Well then we can make a 'sound clock' that bounces sound between two sound mirrors 3ft vertical apart - moving or not it will always take 6 msec for one round trip. But have an observer watch it move horizontally fast enough that goes 8ft before the round trip is completed. That means the sound "BEAM" traveled 10 ft in 10 msec for the external observer but still only 6ft for the moving clock for 6 msec. 4 msec slower!

Just simple math here where 3*3 + 4*4 = 5*5 for a 3 by 4 by 5 right triangle OK.

But boy can we start cranking out some great formulas now - we are off and running & going to be famous!!
One problem - all the math is right, even looks good, but I can not get any of the resulting formulas to explain why I'm hearing Sonic Booms out there. Say it isn't so - pilots catching up with and going though there own sound! BUMMER for what I thought I knew about sound being the same for all observers (maybe the speed is wrong too). Should I loose confidence in the math or just my idea?

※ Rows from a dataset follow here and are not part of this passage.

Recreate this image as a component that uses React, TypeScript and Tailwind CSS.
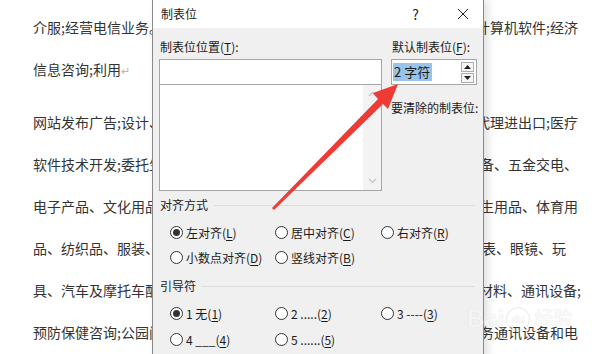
const docLines: [string, string][] = [
  ['介服;经营电信业务。', '计算机软件;经济'],
  ['信息咨询;利用', ''],
  ['网站发布广告;设计、', '代理进出口;医疗'],
  ['软件技术开发;委托生', '设备、五金交电、'],
  ['电子产品、文化用品', '卫生用品、体育用'],
  ['品、纺织品、服装、', '钟表、眼镜、玩'],
  ['具、汽车及摩托车配', '建材料、通讯设备;'],
  ['预防保健咨询;公园门', '服务通讯设备和电'],
];

function Mn({ pre, k, post = ')' }: { pre: string; k: string; post?: string }) {
  return (
    <span>
      {pre}(<span className="underline underline-offset-2">{k}</span>{post}
    </span>
  );
}

function Radio({ on = false, children }: { on?: boolean; children: React.ReactNode }) {
  return (
    <div className="flex items-center gap-[3px] h-[25px]">
      <span className="w-[13px] h-[13px] rounded-full border border-[#333] bg-white flex items-center justify-center">
        {on && <span className="w-[7px] h-[7px] rounded-full bg-[#333]" />}
      </span>
      <span className="whitespace-nowrap">{children}</span>
    </div>
  );
}

function Chevron({ up }: { up?: boolean }) {
  return (
    <svg width="9" height="6" viewBox="0 0 9 6">
      <path
        d={up ? 'M1 5 L4.5 1.5 L8 5' : 'M1 1 L4.5 4.5 L8 1'}
        fill="none"
        stroke="#c2c2c2"
        strokeWidth="1.2"
      />
    </svg>
  );
}

function Section({ title }: { title: string }) {
  return (
    <div className="flex items-center gap-[6px] h-[16px] pl-[7px] pr-[8px]">
      <span className="text-[12px] text-[#222]">{title}</span>
      <div className="flex-1 h-px bg-[#dcdcdc]" />
    </div>
  );
}

export default function App() {
  return (
    <div className="relative w-[609px] h-[354px] overflow-hidden bg-white font-['Noto_Sans_CJK_SC',sans-serif]">
      {/* document text */}
      <div className="flex flex-col pl-[33px] pr-[31px] pt-[17px] gap-[22px] text-[14px] leading-[20px] text-[#333]">
        {docLines.map(([l, r], i) => (
          <div key={i} className={`flex justify-between whitespace-nowrap ${i === 2 ? 'mt-[10px]' : ''}`}>
            <span>
              {l}
              {i === 1 && <span className="text-[#b5b5b5] text-[11px]">↵</span>}
            </span>
            <span className={i === 5 ? 'pr-[12px]' : i === 6 ? '-mr-[3px]' : ''}>{r}</span>
          </div>
        ))}
      </div>

      {/* tab dialog */}
      <div className="absolute left-[152px] top-0 w-[332px] h-[360px] bg-[#f0f0f0] border-l border-r border-[#8a8a8a] shadow-[4px_0_8px_rgba(0,0,0,0.12)] text-[12px] leading-[16px] text-[#1a1a1a]">
        <div className="h-[28px] bg-white flex items-center pl-[8px] pr-[14px]">
          <span className="flex-1">制表位</span>
          <span className="text-[14px] mr-[38px] text-[#222]">?</span>
          <svg width="12" height="12" viewBox="0 0 12 12">
            <path d="M1 1 L11 11 M11 1 L1 11" stroke="#222" strokeWidth="1" />
          </svg>
        </div>

        <div className="flex pl-[6px] pt-[11px] gap-[9px]">
          <div className="flex flex-col w-[223px]">
            <div className="pl-[1px] mb-[4px]">
              <Mn pre="制表位位置" k="T" post="):" />
            </div>
            <div className="h-[26px] bg-white border border-[#a5a5a5]" />
            <div className="h-[106px] bg-white border border-t-0 border-[#a5a5a5] flex justify-end">
              <div className="w-[18px] bg-[#f3f3f3] flex flex-col items-center justify-between py-[6px]">
                <Chevron up />
                <Chevron />
              </div>
            </div>
          </div>
          <div className="flex flex-col">
            <div className="pl-[1px] mb-[4px]">
              <Mn pre="默认制表位" k="F" post="):" />
            </div>
            <div className="w-[86px] h-[26px] bg-white border border-[#a5a5a5] flex items-center pl-[1px] pr-[2px]">
              <span className="bg-[#99c4ea] text-[13px] leading-[18px] px-[1px] pr-[2px]">2 字符</span>
              <div className="ml-auto flex flex-col gap-px">
                <div className="w-[13px] h-[10px] border border-[#adadad] bg-[#f5f5f5] flex items-center justify-center">
                  <svg width="7" height="4" viewBox="0 0 7 4"><path d="M3.5 0 L7 4 L0 4 Z" fill="#222" /></svg>
                </div>
                <div className="w-[13px] h-[10px] border border-[#adadad] bg-[#f5f5f5] flex items-center justify-center">
                  <svg width="7" height="4" viewBox="0 0 7 4"><path d="M0 0 L7 0 L3.5 4 Z" fill="#222" /></svg>
                </div>
              </div>
            </div>
            <div className="mt-[15px] whitespace-nowrap">要清除的制表位:</div>
          </div>
        </div>

        <div className="mt-[6px]">
          <Section title="对齐方式" />
        </div>
        <div className="grid grid-cols-[105px_106px_100px] pl-[17px] mt-[7px]">
          <Radio on><Mn pre="左对齐" k="L" /></Radio>
          <Radio><Mn pre="居中对齐" k="C" /></Radio>
          <Radio><Mn pre="右对齐" k="R" /></Radio>
          <Radio><Mn pre="小数点对齐" k="D" /></Radio>
          <Radio><Mn pre="竖线对齐" k="B" /></Radio>
        </div>

        <div className="mt-[8px]">
          <Section title="引导符" />
        </div>
        <div className="grid grid-cols-[105px_106px_100px] pl-[17px] mt-[7px] gap-y-[1px]">
          <Radio on><Mn pre="1 无" k="1" /></Radio>
          <Radio><Mn pre="2 ....." k="2" /></Radio>
          <Radio><Mn pre="3 ----" k="3" /></Radio>
          <Radio><Mn pre="4 ___" k="4" /></Radio>
          <Radio><Mn pre="5 ......" k="5" /></Radio>
        </div>
      </div>

      {/* red arrow annotation */}
      <svg className="absolute left-0 top-0 pointer-events-none" width="609" height="354">
        <polygon
          points="398,84 388,109 383,104 274,210 272,208 378,99 373,93"
          fill="#ee3b36"
        />
      </svg>

      {/* watermark */}
      <div className="absolute left-[467px] top-[306px] flex items-center gap-[2px] text-[#f7f7f7] opacity-60 pointer-events-none [text-shadow:0_0_1px_#c8c8c8] font-['Liberation_Sans','Noto_Sans_CJK_SC',sans-serif]">
        <span className="text-[24px] leading-[26px] font-bold">Bai</span>
        <span className="w-[24px] h-[24px] rounded-full border border-[#d8d8d8] text-[11px] leading-[22px] text-center">du</span>
        <span className="text-[19px] leading-[24px] ml-[2px]">经验</span>
      </div>
    </div>
  );
}
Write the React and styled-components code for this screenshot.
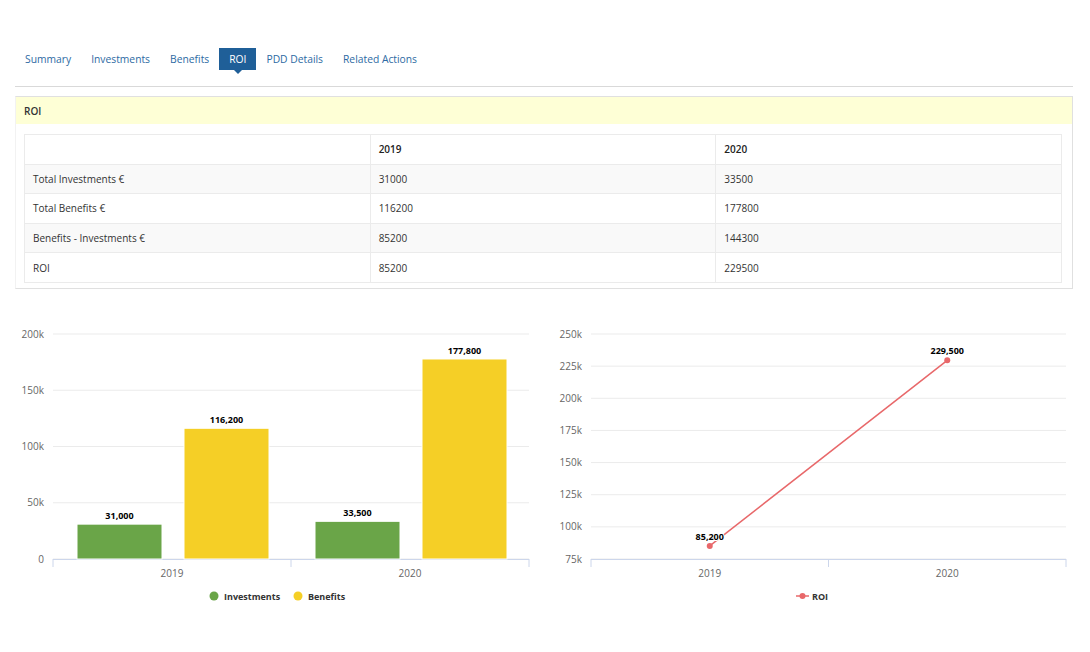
import React from "react";
import styled, { createGlobalStyle } from "styled-components";

const GlobalStyle = createGlobalStyle`
    html, body {
        margin: 0;
        padding: 0;
        background: #fff;
        font-family: "Open Sans", "DejaVu Sans", sans-serif;
    }
`

const Page = styled.div`
    width: 1058px;
    padding: 48px 17px 0 15px;
`

const TabBar = styled.div`
    display: flex;
    height: 22px;
    padding-bottom: 16px;
    border-bottom: 1px solid #d9d9d9;
`

const Tab = styled.div`
    position: relative;
    display: flex;
    align-items: center;
    padding: 0 10px;
    font-size: 10.3px;
    color: ${p => p.$active ? "#fff" : "#2d6aa3"};
    background: ${p => p.$active ? "#1f5f98" : "transparent"};

    &::after{
        content: "";
        display: ${p => p.$active ? "block" : "none"};
        position: absolute;
        left: 50%;
        bottom: -4px;
        margin-left: -4px;
        border-left: 4px solid transparent;
        border-right: 4px solid transparent;
        border-top: 4px solid #1f5f98;
    }
`

const Panel = styled.div`
    margin-top: 9px;
    border: 1px solid #e0e0e0;
    border-left-color: #f2f2f2;
    padding-bottom: 5px;
`

const PanelHeader = styled.div`
    height: 27px;
    display: flex;
    align-items: center;
    padding-left: 8px;
    background: #feffd6;
    font-size: 10px;
    font-weight: 600;
    color: #333;
`

const Table = styled.table`
    width: calc(100% - 18px);
    margin: 10px 9px 0 8px;
    border-collapse: collapse;
    table-layout: fixed;
    font-size: 10px;
    color: #333;

    td, th{
        height: 28.6px;
        padding: 0 8px;
        border: 1px solid #ebebeb;
        text-align: left;
    }

    th{
        font-weight: 600;
        color: #222;
    }

    tbody tr:nth-child(odd){
        background: #f9f9f9;
    }
`

const Charts = styled.div`
    display: grid;
    grid-template-columns: 530px 528px;
    margin-top: 22px;
`

const AxisLabel = styled.text`
    font-size: 10px;
    fill: #666;
    font-family: "Open Sans", sans-serif;
`

const DataLabel = styled.text`
    font-size: 9px;
    font-weight: 700;
    fill: #000;
    font-family: "Open Sans", sans-serif;
    stroke: #fff;
    stroke-width: 2px;
    paint-order: stroke;
`

const LegendLabel = styled.text`
    font-size: 9px;
    font-weight: 700;
    fill: #333;
    font-family: "Open Sans", sans-serif;
`

const rows = [
    ["Total Investments €", "31000", "33500"],
    ["Total Benefits €", "116200", "177800"],
    ["Benefits - Investments €", "85200", "144300"],
    ["ROI", "85200", "229500"],
]

const fmt = (n) => n.toLocaleString("en-US")

const BarChart = () => {
    const left = 38, right = 514, top = 23, bottom = 248
    const max = 200000
    const ticks = [0, 50000, 100000, 150000, 200000]
    const y = v => bottom - (v / max) * (bottom - top)
    const groups = [
        { name: "2019", values: [31000, 116200] },
        { name: "2020", values: [33500, 177800] },
    ]
    const colors = ["#6aa548", "#f5cf26"]
    const gw = (right - left) / groups.length

    return (
        <svg width="530" height="310">
            {ticks.map(t => (
                <g key={t}>
                    <line x1={left} x2={right} y1={y(t)} y2={y(t)} stroke="#ebebeb" />
                    <AxisLabel x={29} y={y(t) + 3.5} textAnchor="end">{t === 0 ? "0" : t / 1000 + "k"}</AxisLabel>
                </g>
            ))}
            <line x1={left} x2={right} y1={bottom + 0.5} y2={bottom + 0.5} stroke="#ccd6eb" />
            {[0, 1, 2].map(i => (
                <line key={i} x1={left + i * gw} x2={left + i * gw} y1={bottom} y2={bottom + 8} stroke="#ccd6eb" />
            ))}
            {groups.map((g, gi) => {
                const gx = left + gi * gw
                return (
                    <g key={g.name}>
                        {g.values.map((v, vi) => {
                            const bx = gx + 24 + vi * 107
                            return (
                                <g key={vi}>
                                    <rect x={bx} y={y(v)} width={85} height={bottom - y(v)} fill={colors[vi]} stroke="#fff" strokeWidth="1" />
                                    <DataLabel x={bx + 42.5} y={y(v) - 5} textAnchor="middle">{fmt(v)}</DataLabel>
                                </g>
                            )
                        })}
                        <AxisLabel x={gx + gw / 2} y={266} textAnchor="middle">{g.name}</AxisLabel>
                    </g>
                )
            })}
            <circle cx={199} cy={285} r={4.5} fill={colors[0]} />
            <LegendLabel x={209} y={288.5}>Investments</LegendLabel>
            <circle cx={283} cy={285} r={4.5} fill={colors[1]} />
            <LegendLabel x={293} y={288.5}>Benefits</LegendLabel>
        </svg>
    )
}

const LineChart = () => {
    const left = 46, right = 521, top = 23, bottom = 248
    const min = 75000, max = 250000
    const ticks = [75000, 100000, 125000, 150000, 175000, 200000, 225000, 250000]
    const y = v => bottom - ((v - min) / (max - min)) * (bottom - top)
    const points = [
        { name: "2019", value: 85200 },
        { name: "2020", value: 229500 },
    ]
    const gw = (right - left) / points.length
    const px = i => left + gw * i + gw / 2
    const color = "#e8686a"

    return (
        <svg width="528" height="310">
            {ticks.map(t => (
                <g key={t}>
                    <line x1={left} x2={right} y1={y(t)} y2={y(t)} stroke="#ebebeb" />
                    <AxisLabel x={37} y={y(t) + 3.5} textAnchor="end">{t / 1000 + "k"}</AxisLabel>
                </g>
            ))}
            <line x1={left} x2={right} y1={bottom + 0.5} y2={bottom + 0.5} stroke="#ccd6eb" />
            {[0, 1, 2].map(i => (
                <line key={i} x1={left + i * gw} x2={left + i * gw} y1={bottom} y2={bottom + 8} stroke="#ccd6eb" />
            ))}
            <polyline points={points.map((p, i) => `${px(i)},${y(p.value)}`).join(" ")} fill="none" stroke={color} strokeWidth="1.5" />
            {points.map((p, i) => (
                <g key={p.name}>
                    <circle cx={px(i)} cy={y(p.value)} r={3} fill={color} />
                    <DataLabel x={px(i)} y={y(p.value) - 6} textAnchor="middle">{fmt(p.value)}</DataLabel>
                    <AxisLabel x={px(i)} y={266} textAnchor="middle">{p.name}</AxisLabel>
                </g>
            ))}
            <line x1={251} x2={264} y1={285} y2={285} stroke={color} strokeWidth="1.5" />
            <circle cx={257.5} cy={285} r={3} fill={color} />
            <LegendLabel x={267} y={288.5}>ROI</LegendLabel>
        </svg>
    )
}

const App = () => {
    const tabs = ["Summary", "Investments", "Benefits", "ROI", "PDD Details", "Related Actions"]

    return (
        <Page>
            <GlobalStyle />
            <TabBar>
                {tabs.map(t => <Tab key={t} $active={t === "ROI"}>{t}</Tab>)}
            </TabBar>
            <Panel>
                <PanelHeader>ROI</PanelHeader>
                <Table>
                    <thead>
                        <tr><th></th><th>2019</th><th>2020</th></tr>
                    </thead>
                    <tbody>
                        {rows.map(r => (
                            <tr key={r[0]}>
                                {r.map((c, i) => <td key={i}>{c}</td>)}
                            </tr>
                        ))}
                    </tbody>
                </Table>
            </Panel>
            <Charts>
                <BarChart />
                <LineChart />
            </Charts>
        </Page>
    )
}

export default App;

BUT if you want to make a bold leap - and use the same mirrors, and one nano second per foot for the speed of a bouncing light beam - - now your cooking up some really nutty conclusions. Extend them to even more truly nutty ideas and you'll be telling folks light will bend around the gravity of the sun!! And clocks need to be adjusted in orbit!!
The math doesn’t prove it but helps you create the formulas that need to be tested and how to test them. We still need to convince people to perform the tests that confirm them.
Draw confidence from never looking up into the sky and seeing any "sonic" light booms.
I think we have a winner here.

But for being able to build the foundation of the formulas yourself from your own 'Thought Experiments' the light clock is a good one and the geometry and math is easy.

Randall B

5. Oct 21, 2004

### Gecko

ok, then can you tell me formula's that have been tested that support the constancy of c, even when its passing a rocket thats traveling at .99999c so that i can test this specific problem. was there any point at all to your post above except "The math doesn’t prove it but helps you create the formulas that need to be tested and how to test them"? jesus.

6. Oct 21, 2004

### jcsd

What your missing is that the second postulate of relativty is "the speed of light is constant in all inertial refrence frames", so the formulas are derived from this fact not vice versa. The second postulate of SR come from experimental observation.

7. Oct 21, 2004

### jcsd

Though what your probaly after is the compostion o velocities law which is:

$$w = \frac{u + v}{1 + uv}$$

where u and v are the velcoties of the two observers in the original frame.

8. Oct 21, 2004

### Gecko

ok, thanks for clearing that up. and in the formula you posted, $$w = \frac{u + v}{1 + uv}$$, would you put .999c and c for u and v? i saw one similar to this but it looked like $$u = \frac{v + w}{1 + \frac {vw}{c^2}}$$. i was told that one only worked for speeds under the speed of light. thanks.

Last edited: Oct 22, 2004
9. Oct 22, 2004

### Fredrik

Staff Emeritus
The formula that jscd suggested is the same as yours. The only difference is that he uses natural units, so c=1. The formula works when the speeds are less than or equal to the speed of light.

Let's use his version of the formula. Let u be the speed of the rocket ship relative to Earth, and v the speed of the beam of light relative to Earth (i.e. v=1). w is the speed of the beam of light relative to the rocket ship.

$$w=\frac{u + v}{1 + uv}=\frac{u+1}{1+u\cdot 1}=\frac{u+1}{u+1}=1$$

(u would be 0.999 here, but as you can see, it doesn't really matter what u is).

The others who answered you told you that the constancy of the speed of light is a postulate of SR, and not a consequence of the postulates, and I agree, because I think that what zefram c called his favorite postulate is by far the best way to formulate SR mathematically. But I think it should be mentioned that it's possible to take the velocity addition law as the fundamental postulate and derive the constancy of the speed of light from there. This would not make SR any less "strange" though.